On the other hand, Section 19(3) of the Family Courts Act lays down the period of appeal as under:

“(3) Every appeal under this section shall be preferred within a period of thirty days from the date of the judgment or order of a Family Court.”

Thus, Section 19(3) of the Family Courts Act prescribes a period of thirty days for filing appeal from every judgment or order not being an interlocutory order by Family Court to the High Court, both on facts and on law.

The full bench of the Bombay high court relied upon the fact that the provisions of Section 28 (4) of the Hindu Marriage Act of 1955 came to be amended consequent to the suggestion given by the Supreme Court in the case of Savitri Pandey vs. Prem Chandra Pandey, AIR 2002 SC 591. The Supreme Court had observed that period of limitation prescribed for filing appeal under Section 28(4) was apparently inadequate which facilitates frustration of the marriages by unscrupulous litigant spouses. The relevant observations of the Supreme Court in the above case as under:

“At this stage we would like to observe that the period of limitation prescribed for filing the appeal under Section 28(4) is apparently inadequate which facilitates the frustration of the marriages by the unscrupulous litigant spouses. In a vast country like ours, the powers under the Act are generally exercisable by the District Court and the first appeal has to be filed in the High Court. The distance, the geographical conditions, the financial position of the parties and the time required for filing a regular appeal, if kept in mind, would certainly show that the period of 30 days prescribed for filing the appeal is insufficient and inadequate. In the absence of appeal, the other party can solemnise the marriage and attempt to frustrate the appeal right of the other side as appears to have been done in the instant case. We are of the opinion that a minimum period of 90 days may be prescribed for filing the appeal against any judgment and decree under the Act and any marriage solemnised during the aforesaid period be deemed to be void. Appropriate legislation is required to be made in this regard. We direct the Registry that the copy of this judgment may be forwarded to the Ministry of Law & Justice for such action as it may deem fit to take in this behalf.” (Emphasis supplied)
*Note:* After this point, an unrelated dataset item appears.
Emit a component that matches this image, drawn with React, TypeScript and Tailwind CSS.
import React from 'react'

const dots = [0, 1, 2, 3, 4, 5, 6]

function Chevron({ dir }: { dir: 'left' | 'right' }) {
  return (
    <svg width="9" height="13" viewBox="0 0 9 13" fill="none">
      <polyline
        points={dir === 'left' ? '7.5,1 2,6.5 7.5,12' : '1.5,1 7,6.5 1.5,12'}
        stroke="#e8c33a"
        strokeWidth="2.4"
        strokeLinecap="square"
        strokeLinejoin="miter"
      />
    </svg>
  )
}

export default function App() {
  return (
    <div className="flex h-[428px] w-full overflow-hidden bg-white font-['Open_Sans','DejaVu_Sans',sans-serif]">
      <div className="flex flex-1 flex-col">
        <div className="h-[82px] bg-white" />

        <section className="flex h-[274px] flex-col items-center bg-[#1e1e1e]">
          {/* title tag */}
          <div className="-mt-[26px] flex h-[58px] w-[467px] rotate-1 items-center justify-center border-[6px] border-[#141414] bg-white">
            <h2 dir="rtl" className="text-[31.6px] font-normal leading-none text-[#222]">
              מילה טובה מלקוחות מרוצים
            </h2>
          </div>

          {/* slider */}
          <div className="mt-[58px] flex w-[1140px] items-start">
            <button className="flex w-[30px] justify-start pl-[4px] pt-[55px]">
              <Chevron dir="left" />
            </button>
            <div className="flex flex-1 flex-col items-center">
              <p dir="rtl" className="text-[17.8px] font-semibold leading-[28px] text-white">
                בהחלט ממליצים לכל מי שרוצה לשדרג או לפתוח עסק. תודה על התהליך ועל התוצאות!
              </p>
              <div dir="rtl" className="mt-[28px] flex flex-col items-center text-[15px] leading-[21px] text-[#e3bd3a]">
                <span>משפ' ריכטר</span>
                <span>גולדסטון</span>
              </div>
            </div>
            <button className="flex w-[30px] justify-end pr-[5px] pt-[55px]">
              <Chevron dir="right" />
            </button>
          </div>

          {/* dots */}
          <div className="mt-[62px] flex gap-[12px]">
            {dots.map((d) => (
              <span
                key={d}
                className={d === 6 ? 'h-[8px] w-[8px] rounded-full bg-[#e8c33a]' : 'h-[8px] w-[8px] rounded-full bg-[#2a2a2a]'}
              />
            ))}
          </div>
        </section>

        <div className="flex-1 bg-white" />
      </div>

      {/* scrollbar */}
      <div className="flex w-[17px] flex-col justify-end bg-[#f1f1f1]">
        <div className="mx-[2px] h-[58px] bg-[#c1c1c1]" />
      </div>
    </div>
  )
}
The Bombay high court noted that consequent to the observations and suggestions given by the Supreme Court, quoted above, the Parliament amended the provisions of Section 28(4) of the Hindu Marriage Act, amending the limitation period from 30 days to 90 days.

The high court noted that while amending the provisions, the Parliament was aware of the existence of the Family Courts Act of 1984. It is presumed that the Parliament was conscious of the existence of another statute relating to the subject, prescribing forum and procedure and period of limitation. Therefore, a harmonious interpretation which would advance the object and purpose of the legislation will have to be adopted.
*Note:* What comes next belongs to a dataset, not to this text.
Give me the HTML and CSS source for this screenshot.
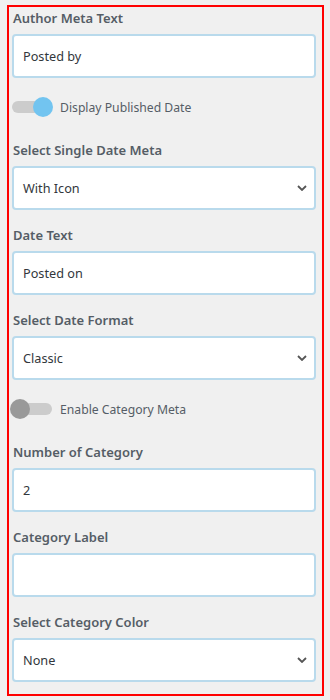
FILE: index.html
```html
<!DOCTYPE html>
<html lang="en">
<head>
    <meta charset="UTF-8">
    <meta name="viewport" content="width=device-width, initial-scale=1.0">
    <title>Post Meta Settings</title>
    <link rel="stylesheet" href="styles.css">
</head>
<body>
    <div class="meta-panel">
        <div class="field">
            <label class="field-label">Author Meta Text</label>
            <input class="text-input" type="text" value="Posted by">
        </div>

        <div class="toggle-row">
            <span class="toggle on"><span class="knob"></span></span>
            <span class="toggle-label">Display Published Date</span>
        </div>

        <div class="field">
            <label class="field-label">Select Single Date Meta</label>
            <div class="select-box">
                <span>With Icon</span>
                <svg class="chevron" width="10" height="6" viewBox="0 0 10 6"><path d="M1 1l4 4 4-4" fill="none" stroke="#555" stroke-width="1.8"/></svg>
            </div>
        </div>

        <div class="field">
            <label class="field-label">Date Text</label>
            <input class="text-input" type="text" value="Posted on">
        </div>

        <div class="field">
            <label class="field-label">Select Date Format</label>
            <div class="select-box">
                <span>Classic</span>
                <svg class="chevron" width="10" height="6" viewBox="0 0 10 6"><path d="M1 1l4 4 4-4" fill="none" stroke="#555" stroke-width="1.8"/></svg>
            </div>
        </div>

        <div class="toggle-row">
            <span class="toggle"><span class="knob"></span></span>
            <span class="toggle-label">Enable Category Meta</span>
        </div>

        <div class="field">
            <label class="field-label">Number of Category</label>
            <input class="text-input" type="text" value="2">
        </div>

        <div class="field">
            <label class="field-label">Category Label</label>
            <input class="text-input" type="text" value="">
        </div>

        <div class="field">
            <label class="field-label">Select Category Color</label>
            <div class="select-box">
                <span>None</span>
                <svg class="chevron" width="10" height="6" viewBox="0 0 10 6"><path d="M1 1l4 4 4-4" fill="none" stroke="#555" stroke-width="1.8"/></svg>
            </div>
        </div>
    </div>
</body>
</html>
```

FILE: styles.css
```css
body {
    margin: 0;
    padding: 5px 0 0 7px;
    background: #f0f0f0;
    font-family: "Segoe UI", "Noto Sans", sans-serif;
}
.meta-panel {
    width: 304px;
    border: 2px solid #ff0000;
    padding: 1px 6px 0 3px;
}
.field {
    display: flex;
    flex-direction: column;
    margin-bottom: 15px;
}
.field:last-child {
    margin-bottom: 12px;
}
.field-label {
    font-size: 13px;
    font-weight: 600;
    line-height: 20px;
    color: #555d66;
    margin: 0 0 6px 1px;
}
.text-input,
.select-box {
    box-sizing: border-box;
    height: 44px;
    width: 304px;
    border: 2px solid #b9daec;
    border-radius: 4px;
    background: #fff;
    padding: 0 7px 0 9px;
    font-family: inherit;
    font-size: 12.7px;
    color: #32373c;
    outline: none;
}
.select-box {
    display: flex;
    align-items: center;
    justify-content: space-between;
}
.toggle-row {
    display: flex;
    align-items: center;
    height: 28px;
    margin-bottom: 19px;
}
.toggle {
    position: relative;
    width: 40px;
    height: 12px;
    border-radius: 6px;
    background: #cccccc;
    margin-right: 8px;
}
.knob {
    position: absolute;
    top: -4px;
    left: -2px;
    width: 20px;
    height: 20px;
    border-radius: 50%;
    background: #999999;
}
.toggle.on .knob {
    left: 21px;
    background: #72c4f0;
}
.toggle-label {
    font-size: 12.2px;
    color: #555d66;
}
```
Therefore, the high court held that as the Hindu Marriage Act of 1955 was amended by the Parliament in the year 2003, in that sense, the period of limitation of 90 days was prescribed by a later law which would override the provisions relating to period of limitation prescribed in the earlier enactment i.e. the Family Courts Act of 1984. The substantive provision of law was amended at a later stage and the same shall prevail being later in point of time.

The high court also observed that even if both the Acts are considered on certain subjects and situations to be special and general, even then, as a matter of sound interpretation and keeping in view the purpose for providing a larger period of limitation, it must be construed that the appeals arising out of the judgment and orders passed by the Family Court shall be governed by a larger period of limitation prescribed under Section 28(4) of the Act of 1955. Any contrary interpretation would frustrate the very object of the enactment which was made on the suggestion of the Apex Court in the case of Savitri Pandey.

Accordingly, the full bench of the high court held that for an appeal filed under sub-section (1) of Section 19 of the Family Courts Act, 1984, period of limitation prescribed under sub-section (4) of Section 28 of the Hindu Marriage Act, 1955 shall apply.